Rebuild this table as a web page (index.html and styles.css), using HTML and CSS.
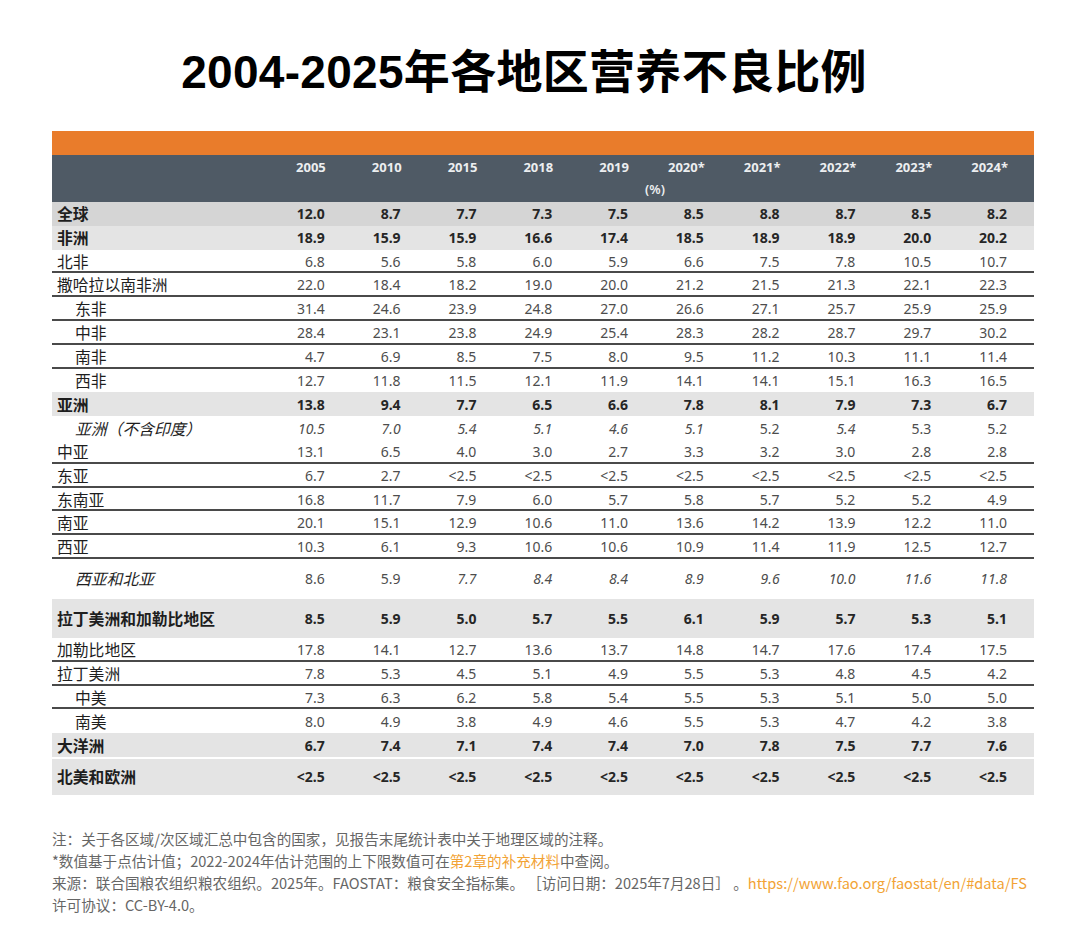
FILE: index.html
```html
<!DOCTYPE html>
<html lang="zh">
<head>
<meta charset="utf-8">
<title>2004-2025年各地区营养不良比例</title>
<link rel="stylesheet" href="styles.css">
</head>
<body>
<div class="page">
  <h1 class="title">2004-2025年各地区营养不良比例</h1>

  <div class="table">
    <div class="orange"></div>
    <div class="head">
      <div class="head-years">
        <span></span>
        <span>2005</span><span>2010</span><span>2015</span><span>2018</span><span>2019</span>
        <span>2020*</span><span>2021*</span><span>2022*</span><span>2023*</span><span>2024*</span>
      </div>
      <div class="head-unit">
        <span></span><span class="unit">(%)</span>
      </div>
    </div>

    <div class="row bold g1"><span class="lab">全球</span><span>12.0</span><span>8.7</span><span>7.7</span><span>7.3</span><span>7.5</span><span>8.5</span><span>8.8</span><span>8.7</span><span>8.5</span><span>8.2</span></div>
    <div class="row bold g2"><span class="lab">非洲</span><span>18.9</span><span>15.9</span><span>15.9</span><span>16.6</span><span>17.4</span><span>18.5</span><span>18.9</span><span>18.9</span><span>20.0</span><span>20.2</span></div>
    <div class="row ln"><span class="lab">北非</span><span>6.8</span><span>5.6</span><span>5.8</span><span>6.0</span><span>5.9</span><span>6.6</span><span>7.5</span><span>7.8</span><span>10.5</span><span>10.7</span></div>
    <div class="row ln"><span class="lab">撒哈拉以南非洲</span><span>22.0</span><span>18.4</span><span>18.2</span><span>19.0</span><span>20.0</span><span>21.2</span><span>21.5</span><span>21.3</span><span>22.1</span><span>22.3</span></div>
    <div class="row ln"><span class="lab ind">东非</span><span>31.4</span><span>24.6</span><span>23.9</span><span>24.8</span><span>27.0</span><span>26.6</span><span>27.1</span><span>25.7</span><span>25.9</span><span>25.9</span></div>
    <div class="row ln"><span class="lab ind">中非</span><span>28.4</span><span>23.1</span><span>23.8</span><span>24.9</span><span>25.4</span><span>28.3</span><span>28.2</span><span>28.7</span><span>29.7</span><span>30.2</span></div>
    <div class="row ln"><span class="lab ind">南非</span><span>4.7</span><span>6.9</span><span>8.5</span><span>7.5</span><span>8.0</span><span>9.5</span><span>11.2</span><span>10.3</span><span>11.1</span><span>11.4</span></div>
    <div class="row"><span class="lab ind">西非</span><span>12.7</span><span>11.8</span><span>11.5</span><span>12.1</span><span>11.9</span><span>14.1</span><span>14.1</span><span>15.1</span><span>16.3</span><span>16.5</span></div>
    <div class="row bold g2"><span class="lab">亚洲</span><span>13.8</span><span>9.4</span><span>7.7</span><span>6.5</span><span>6.6</span><span>7.8</span><span>8.1</span><span>7.9</span><span>7.3</span><span>6.7</span></div>
    <div class="row"><span class="lab ind it">亚洲（不含印度）</span><span class="it">10.5</span><span class="it">7.0</span><span class="it">5.4</span><span class="it">5.1</span><span class="it">4.6</span><span class="it">5.1</span><span>5.2</span><span class="it">5.4</span><span>5.3</span><span>5.2</span></div>
    <div class="row ln"><span class="lab">中亚</span><span>13.1</span><span>6.5</span><span>4.0</span><span>3.0</span><span>2.7</span><span>3.3</span><span>3.2</span><span>3.0</span><span>2.8</span><span>2.8</span></div>
    <div class="row ln"><span class="lab">东亚</span><span>6.7</span><span>2.7</span><span>&lt;2.5</span><span>&lt;2.5</span><span>&lt;2.5</span><span>&lt;2.5</span><span>&lt;2.5</span><span>&lt;2.5</span><span>&lt;2.5</span><span>&lt;2.5</span></div>
    <div class="row ln"><span class="lab">东南亚</span><span>16.8</span><span>11.7</span><span>7.9</span><span>6.0</span><span>5.7</span><span>5.8</span><span>5.7</span><span>5.2</span><span>5.2</span><span>4.9</span></div>
    <div class="row ln"><span class="lab">南亚</span><span>20.1</span><span>15.1</span><span>12.9</span><span>10.6</span><span>11.0</span><span>13.6</span><span>14.2</span><span>13.9</span><span>12.2</span><span>11.0</span></div>
    <div class="row ln"><span class="lab">西亚</span><span>10.3</span><span>6.1</span><span>9.3</span><span>10.6</span><span>10.6</span><span>10.9</span><span>11.4</span><span>11.9</span><span>12.5</span><span>12.7</span></div>
    <div class="row tall"><span class="lab ind it">西亚和北亚</span><span>8.6</span><span>5.9</span><span class="it">7.7</span><span class="it">8.4</span><span class="it">8.4</span><span class="it">8.9</span><span class="it">9.6</span><span class="it">10.0</span><span class="it">11.6</span><span class="it">11.8</span></div>
    <div class="row bold g2 tall2"><span class="lab">拉丁美洲和加勒比地区</span><span>8.5</span><span>5.9</span><span>5.0</span><span>5.7</span><span>5.5</span><span>6.1</span><span>5.9</span><span>5.7</span><span>5.3</span><span>5.1</span></div>
    <div class="row ln"><span class="lab">加勒比地区</span><span>17.8</span><span>14.1</span><span>12.7</span><span>13.6</span><span>13.7</span><span>14.8</span><span>14.7</span><span>17.6</span><span>17.4</span><span>17.5</span></div>
    <div class="row ln"><span class="lab">拉丁美洲</span><span>7.8</span><span>5.3</span><span>4.5</span><span>5.1</span><span>4.9</span><span>5.5</span><span>5.3</span><span>4.8</span><span>4.5</span><span>4.2</span></div>
    <div class="row ln"><span class="lab ind">中美</span><span>7.3</span><span>6.3</span><span>6.2</span><span>5.8</span><span>5.4</span><span>5.5</span><span>5.3</span><span>5.1</span><span>5.0</span><span>5.0</span></div>
    <div class="row"><span class="lab ind">南美</span><span>8.0</span><span>4.9</span><span>3.8</span><span>4.9</span><span>4.6</span><span>5.5</span><span>5.3</span><span>4.7</span><span>4.2</span><span>3.8</span></div>
    <div class="row bold g2"><span class="lab">大洋洲</span><span>6.7</span><span>7.4</span><span>7.1</span><span>7.4</span><span>7.4</span><span>7.0</span><span>7.8</span><span>7.5</span><span>7.7</span><span>7.6</span></div>
    <div class="row bold g2 tall3"><span class="lab">北美和欧洲</span><span>&lt;2.5</span><span>&lt;2.5</span><span>&lt;2.5</span><span>&lt;2.5</span><span>&lt;2.5</span><span>&lt;2.5</span><span>&lt;2.5</span><span>&lt;2.5</span><span>&lt;2.5</span><span>&lt;2.5</span></div>
  </div>

  <div class="notes">
    <p>注：关于各区域/次区域汇总中包含的国家，见报告末尾统计表中关于地理区域的注释。</p>
    <p>*数值基于点估计值；2022-2024年估计范围的上下限数值可在<span class="link">第2章的补充材料</span>中查阅。</p>
    <p>来源：联合国粮农组织粮农组织。2025年。FAOSTAT：粮食安全指标集。 ［访问日期：2025年7月28日］ 。<span class="link">https://www.fao.org/faostat/en/#data/FS</span></p>
    <p>许可协议：CC-BY-4.0。</p>
  </div>
</div>
</body>
</html>
```

FILE: styles.css
```css
* { box-sizing: border-box; }

html, body {
  margin: 0;
  padding: 0;
  background: #ffffff;
}

.page {
  width: 1080px;
  padding: 49px 46px 0 52px;
}

.title {
  margin: 0;
  padding-right: 38px;
  font-family: "Liberation Sans", "Noto Sans CJK SC", sans-serif;
  font-weight: 700;
  font-size: 46px;
  line-height: 46px;
  text-align: center;
  color: #000;
  letter-spacing: 0.3px;
}

.table {
  margin-top: 36px;
  width: 982px;
}

.orange {
  height: 24px;
  background: #e97c2b;
}

.head {
  height: 47px;
  background: #4f5a65;
  color: #eceef0;
  font-family: "Noto Sans", sans-serif;
  font-weight: 700;
  font-size: 13px;
}

.head-years,
.row {
  display: grid;
  grid-template-columns: 224px repeat(10, 1fr);
}

.head-years {
  height: 21px;
  align-items: end;
}

.head-years span {
  text-align: right;
  padding-right: 26px;
  line-height: 18px;
}

.head-unit {
  display: grid;
  grid-template-columns: 224px 1fr;
  height: 26px;
}

.unit {
  text-align: center;
  line-height: 26px;
  font-weight: 600;
}

.row {
  height: 23.8px;
  align-items: center;
  font-family: "Noto Sans", "Noto Sans CJK SC", sans-serif;
  font-size: 14px;
  color: #4d4d4d;
}

.row span {
  text-align: right;
  padding-right: 27px;
  white-space: nowrap;
}

.row .lab {
  text-align: left;
  padding-left: 5px;
  padding-right: 0;
  font-family: "Noto Sans CJK SC", sans-serif;
  font-size: 15.8px;
  color: #1e1e1e;
}

.row .ind { padding-left: 23px; }

.it { font-style: italic; }

.bold { font-weight: 700; color: #262626; }
.bold .lab { font-weight: 700; }

.g1 { background: #d5d5d5; }
.g2 { background: #e4e4e4; }

.ln { border-bottom: 2px solid #4a4a4a; }

.tall { height: 40px; }
.tall2 { height: 39px; }
.tall3 { height: 38px; border-top: 2px solid #ffffff; }

.notes {
  margin-top: 33px;
  font-family: "Noto Sans CJK SC", sans-serif;
  font-size: 14.6px;
  line-height: 22px;
  color: #666666;
}

.notes p {
  margin: 0;
  white-space: nowrap;
}

.link { color: #f2a335; }
```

* * * * * * *

### SHORT TASK:
All lines in the data that contain the word "table" should be copied.

### RESULT OF THIS EXERCISE:
Rebuild this table as a web page (index.html and styles.css), using HTML and CSS.
  <div class="table">
.table {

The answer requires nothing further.